Inside Politics

Bank deposits rise as firms hoard cash amid pandemic

Monday, August 31st, 2020 00:00 |
KBA Chief executive officer Habil Olaka.

The banking sector’s deposits rose at the fastest annual pace on record as companies hoarded cash to guard against slumping sales from the coronavirus pandemic, reports show.

Customer deposits in the eight largest banks rose by more than Sh780 billion to Sh2.8 trillion, a record surge in a Sh10 trillion economy, according to cumulative banking sector half-year earnings data.

Deposits were concentrated at the very top of the industry with KCB and Equity getting more than Sh1 trillion.

The rest of the deposits were booked at Co-op, Stanchart, NCBA, Stanbic, DTB and Absa.

The share of deposits a bank holds during a crisis reflects on customer perception about its stability.

Customer deposits at KCB were up 35 per cent to Sh758.2 billion.

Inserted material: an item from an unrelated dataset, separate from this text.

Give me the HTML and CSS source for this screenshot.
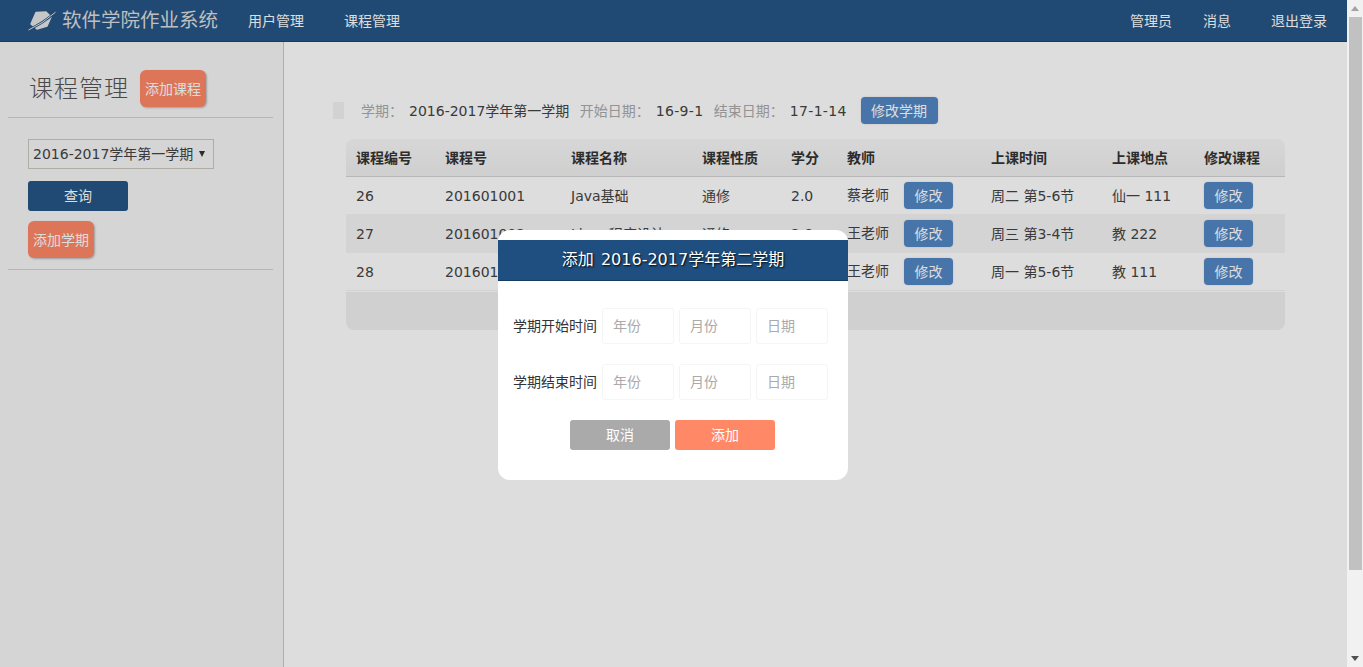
FILE: index.html
```html
<!DOCTYPE html>
<html lang="zh-CN">
<head>
  <meta charset="UTF-8">
  <title>软件学院作业系统</title>
  <link rel="stylesheet" href="styles.css">
</head>
<body>
  <div class="page">
    <div class="topbar">
      <a class="brand">
        <svg class="logo" width="28" height="22" viewBox="0 0 28 22">
          <path d="M8 2.5 L18 2 L23 7 L19 16 L9 19 L3 14 Z" fill="#e6e6e6" stroke="#e6e6e6" stroke-width="1.5" stroke-linejoin="round"/>
          <path d="M0 20 Q14 14 28 2" fill="none" stroke="#255585" stroke-width="2.4"/>
          <path d="M0.5 20 Q14 14 27.5 2.2" fill="none" stroke="#e6e6e6" stroke-width="1"/>
        </svg>
        <span>软件学院作业系统</span>
      </a>
      <a class="nav-link">用户管理</a>
      <a class="nav-link">课程管理</a>
      <div class="nav-right">
        <a>管理员</a>
        <a>消息</a>
        <a>退出登录</a>
      </div>
    </div>
    <div class="main">
      <div class="sidebar">
        <div class="side-head">
          <h2>课程管理</h2>
          <button class="btn-orange">添加课程</button>
        </div>
        <div class="side-body">
          <div class="fake-select">2016-2017学年第一学期<i></i></div>
          <button class="btn-query">查询</button>
          <button class="btn-orange">添加学期</button>
        </div>
      </div>
      <div class="content">
        <div class="term-info">
          <span class="marker"></span>
          <span class="lbl first">学期：</span><span class="val">2016-2017学年第一学期</span>
          <span class="lbl">开始日期：</span><span class="val date">16-9-1</span>
          <span class="lbl">结束日期：</span><span class="val date">17-1-14</span>
          <button class="btn-blue term-btn">修改学期</button>
        </div>
        <div class="table-wrap">
          <table>
            <colgroup>
              <col class="c1"><col class="c2"><col class="c3"><col class="c4"><col class="c5">
              <col class="c6"><col class="c7"><col class="c8"><col class="c9">
            </colgroup>
            <thead>
              <tr><th>课程编号</th><th>课程号</th><th>课程名称</th><th>课程性质</th><th>学分</th><th>教师</th><th>上课时间</th><th>上课地点</th><th>修改课程</th></tr>
            </thead>
            <tbody>
              <tr>
                <td>26</td><td>201601001</td><td>Java基础</td><td>通修</td><td>2.0</td>
                <td><span class="teacher">蔡老师</span><button class="btn-blue">修改</button></td>
                <td>周二 第5-6节</td><td>仙一 111</td><td><button class="btn-blue">修改</button></td>
              </tr>
              <tr>
                <td>27</td><td>201601002</td><td>Linux程序设计</td><td>通修</td><td>2.0</td>
                <td><span class="teacher">王老师</span><button class="btn-blue">修改</button></td>
                <td>周三 第3-4节</td><td>教 222</td><td><button class="btn-blue">修改</button></td>
              </tr>
              <tr>
                <td>28</td><td>201601003</td><td>数据结构</td><td>通修</td><td>2.0</td>
                <td><span class="teacher">王老师</span><button class="btn-blue">修改</button></td>
                <td>周一 第5-6节</td><td>教 111</td><td><button class="btn-blue">修改</button></td>
              </tr>
            </tbody>
          </table>
          <div class="table-foot"></div>
        </div>
      </div>
    </div>

    <div class="mask">
      <div class="dialog">
        <div class="dialog-title">添加 2016-2017学年第二学期</div>
        <div class="form-row">
          <label>学期开始时间</label>
          <input type="text" placeholder="年份">
          <input type="text" placeholder="月份">
          <input type="text" placeholder="日期">
        </div>
        <div class="form-row">
          <label>学期结束时间</label>
          <input type="text" placeholder="年份">
          <input type="text" placeholder="月份">
          <input type="text" placeholder="日期">
        </div>
        <div class="dialog-btns">
          <button class="btn-cancel">取消</button>
          <button class="btn-add">添加</button>
        </div>
      </div>
    </div>
  </div>
  <div class="scrollbar">
    <span class="arrow up"></span>
    <span class="thumb"></span>
    <span class="arrow down"></span>
  </div>
</body>
</html>
```

FILE: styles.css
```css
* { box-sizing: border-box; }
html, body { height: 100%; }
body { margin: 0; display: flex; overflow: hidden; font-family: "DejaVu Sans", "Noto Sans CJK SC", sans-serif; font-size: 14px; line-height: 20px; color: #444; background: #fff; }
button { font: inherit; border: none; cursor: pointer; color: #fff; }

.page { position: relative; width: 1347px; height: 667px; display: flex; flex-direction: column; overflow: hidden; }

.topbar { height: 42px; flex: none; display: flex; align-items: center; padding: 0 20px 0 28px; background: #255585; border-bottom: 1px solid #1d4468; color: #fff; }
.brand { display: flex; align-items: center; width: 220px; font-size: 19.5px; color: #ddd; }
.logo { margin-right: 6px; }
.nav-link { width: 96px; }
.nav-right { margin-left: auto; display: flex; }
.nav-right a:nth-child(1) { margin-right: 31px; }
.nav-right a:nth-child(2) { margin-right: 40px; }

.main { flex: 1; display: flex; }
.sidebar { width: 284px; flex: none; padding: 0 10px 0 8px; background: #f6f6f6; border-right: 1px solid #c8c8c8; }
.side-head { display: flex; align-items: center; height: 76px; padding: 18px 0 0 21px; border-bottom: 1px solid #d4d4cc; }
.side-head h2 { margin: 0 11px 0 0; font-size: 24px; font-weight: 300; letter-spacing: 1px; color: #555; }
.side-body { display: flex; flex-direction: column; align-items: flex-start; padding: 21px 0 11px 20px; border-bottom: 1px solid #d4d4cc; }

.btn-orange { width: 66px; height: 37px; padding: 0; border-radius: 6px; background: #ff8866; box-shadow: 1px 1px 2px rgba(0, 0, 0, .25); }
.fake-select { display: flex; align-items: center; width: 186px; height: 30px; padding-left: 4px; border: 1px solid #c8c8bc; }
.fake-select i { margin-left: 6px; border-left: 3.5px solid transparent; border-right: 3.5px solid transparent; border-top: 6px solid #333; }
.btn-query { width: 100px; height: 30px; margin: 12px 0 10px; border-radius: 3px; background: #255585; }

.content { flex: 1; padding: 55px 62px 0 49px; background: #fff; }
.term-info { display: flex; align-items: center; height: 27px; margin-bottom: 15px; white-space: nowrap; }
.marker { width: 11px; height: 17px; margin-right: 17px; background: #f3f3f3; }
.lbl { margin-left: 10.5px; color: #aaa; }
.lbl.first { margin-left: 0; }
.val { margin-left: 6px; }
.val.date { letter-spacing: .3px; }
.btn-blue { width: 49px; height: 27px; padding: 0; border-radius: 4px; background: #5288c4; box-shadow: 0 0 2px rgba(0, 0, 0, .15); }
.term-btn { width: 77px; margin-left: 14px; }

.table-wrap { margin-left: 13px; border-radius: 8px; overflow: hidden; }
table { width: 939px; table-layout: fixed; border-collapse: separate; border-spacing: 0; }
.c1 { width: 89px; } .c2 { width: 126px; } .c3 { width: 131px; } .c4 { width: 89px; } .c5 { width: 56px; }
.c6 { width: 144px; } .c7 { width: 121px; } .c8 { width: 92px; } .c9 { width: 91px; }
th, td { padding: 0 0 0 10px; text-align: left; white-space: nowrap; }
th { height: 38px; font-weight: bold; color: #333; background: linear-gradient(#f8f8f8, #f0f0f0); border-bottom: 1px solid #d4d4d4; }
td { height: 38px; }
tbody tr:nth-child(1) td { height: 37px; }
tbody tr:nth-child(2) td { height: 39px; background: #f5f5f5; }
tbody tr:nth-child(3) td { border-bottom: 1px solid #f4f4f4; }
.teacher { display: inline-block; width: 57px; }
td .btn-blue { vertical-align: middle; }
.table-foot { height: 38px; margin-top: 1px; background: #f0f0f0; }

.mask { position: absolute; inset: 0; display: flex; justify-content: center; padding: 230px 1px 0 0; background: rgba(0, 0, 0, .133); }
.dialog { width: 350px; height: 250px; padding-top: 10px; border-radius: 12px; background: #fff; color: #333; }
.dialog-title { height: 41px; line-height: 40px; margin-bottom: 27px; text-align: center; font-size: 16px; word-spacing: 2px; color: #fff; background: #1f4f80; border-bottom: 1px solid #173c62; text-shadow: 1px 1px 2px #000; }
.form-row { display: flex; align-items: center; gap: 5px; height: 36px; margin-bottom: 20px; padding-left: 15px; }
.form-row label { width: 84px; }
.form-row input { width: 72px; height: 36px; padding: 0 10px; border: 1px solid #f5f5f5; border-radius: 3px; font: inherit; outline: none; }
.form-row input::placeholder { color: #aaa; }
.dialog-btns { display: flex; justify-content: center; gap: 5px; padding-right: 1px; }
.dialog-btns button { width: 100px; height: 30px; border-radius: 3px; }
.btn-cancel { background: #aaa; }
.btn-add { background: #ff8866; }

.scrollbar { position: relative; width: 16px; height: 667px; flex: none; background: #f1f1f1; }
.thumb { position: absolute; left: 2px; top: 17px; width: 13px; height: 553px; background: #c1c1c1; }
.arrow { position: absolute; left: 4px; border-left: 4px solid transparent; border-right: 4px solid transparent; }
.arrow.up { top: 6px; border-bottom: 5px solid #a3a3a3; }
.arrow.down { bottom: 6px; border-top: 5px solid #505050; }
```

Equity Bank is holding Sh543 billion in customer deposits compared to Sh458 billion at the same period last year.

Diamond Trust Bank which is at the bottom of the tier lost nearly Sh3 billion in deposits.

It is the banking world’s classic case of the rich getting richer and the poor losing even what they have.

The trend signals that customers continue to see banks as safe zones as businesses remain the most exposed to the Covid-19 pandemic battle front.

“The implication of the capital sufficiency with adequate buffers means that the banking industry has remained a key line of defence in the economy when it comes to responding to the current economic slowdown,” KBA Chief Executive Officer Habil Olaka said.

This means that interest earned on deposits will see a fall to near zero as banks have little to do with the money in a bad economy except pile it up into government paper whose returns are also falling.

The data underscores the disruption Covid-19 is causing to Kenya and the flow of money, leaving policymakers dealing with the stiff challenge of reviving the economy.

Global recession

President Uhuru Kenyatta last week announced that the economy grew 4.6 per cent in the first half of the year compared to 5.5 per cent at the same time last year against a World Bank projection of 1 per cent and on the backdrop of a global recession.

“Reviewing the results, I must admit that we have done better than we expected. 

For instance, even under Covid, the economy has grown by 4.6 per cent compared to 5.5 per cent last year,” he said.

Some banks including Absa, KCB, Stanchart recorded a surge in their loan books, suggesting that some companies are borrowing more amid the coronavirus pandemic and parking money in bank as deposits, so they have more cash at hand to meet immediate funding needs. 

Loans at Stanchart were up by 12 per cent to Sh134 billion and the bank liquidity was 66 per cent, underlining a resilient banking sector in the midst of a health crisis. 

“We expect an impact on revenue growth across the industry on the back of reduced business activity.

With the proactive actions that we have taken in the first half to improve balance sheet resilience, we expect a more predictable second half,” added Absa MD Jeremy Awori said.

This is also means that money that had been planned for investments was instead deposited at the banks to avoid other riskier and more speculative investments.

Kenya’s interest rates dropped to multi-years lows, making this the best time ever to borrow money amid evaporation in demand for capital.

The surge in deposits could further lower the interest rates from the current 11 percent as central bank seeks to encourage private sector lending.

Unlike in the 2008, when there was a cash crunch due to a run on the banks, the end of Covid-19 would spur a faster recovery never seen after normal recessions or what pundits call V-shaped recovery.

The central bank governor Patrick Njoroge last week outlined banking sector measures that will see banks seek regulator approval to declare dividends. 

The move is likely to see banks end up with strong provisions for bad loans and high retained earnings.

Equity Bank cancelled its dividend awards for last year as shareholders in other banks smiled at their dividend reports.